Our accounting policies are consistent with those disclosed in Note A in our Annual Report on Form 10-K for the year ended December 31, 2005, except as described below.
Significant Accounting Policies
Consolidation - The consolidated financial statements include the accounts of ONEOK, Inc. and our subsidiaries over which we have control. All significant intercompany accounts and transactions have been eliminated in consolidation. Investments in affiliates are accounted for on the equity method if we have the ability to exercise significant influence over operating and financial policies of our investee. Investments in affiliates are accounted for on the cost method if we do not have the ability to exercise significant influence over operating and financial policies of our investee.

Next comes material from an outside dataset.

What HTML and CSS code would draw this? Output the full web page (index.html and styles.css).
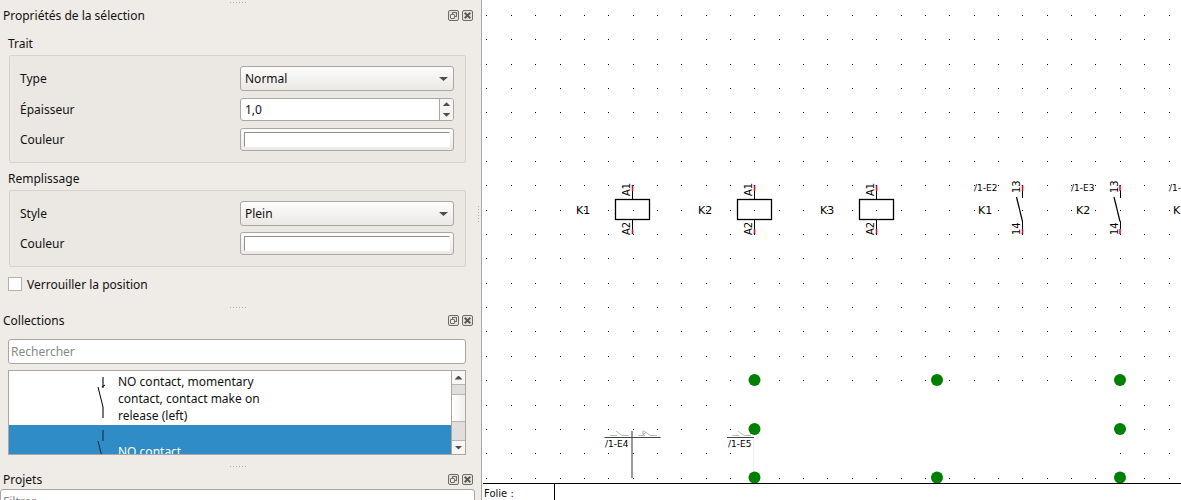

In June 2005, the FASB ratified the consensus reached in EITF Issue No. 04-5, Determining Whether a General Partner, or the General Partners as a Group, Controls a Limited Partnership or Similar Entity When the Limited Partners Have Certain Rights (EITF 04-5), which presumes that a general partner controls a limited partnership and therefore should consolidate the partnership in the financial statements of the general partner. Effective January 1, 2006, we were required to consolidate ONEOK Partners operations in our consolidated financial statements, and we elected to use the prospective method. Accordingly, prior period financial statements have not been restated. The adoption of EITF 04-5 did not have an impact on our net income; however, reported revenues, costs and expenses reflect the operating results of ONEOK Partners. Additionally, we record a minority interest liability in our consolidated balance sheet to recognize the 54.3 percent of ONEOK Partners that we do not own. We reflect our 45.7 percent share of ONEOK Partners accumulated other comprehensive income at September 30, 2006, in our consolidated accumulated other comprehensive income. The remaining 54.3 percent is reflected as an adjustment to minority interests in consolidated subsidiaries.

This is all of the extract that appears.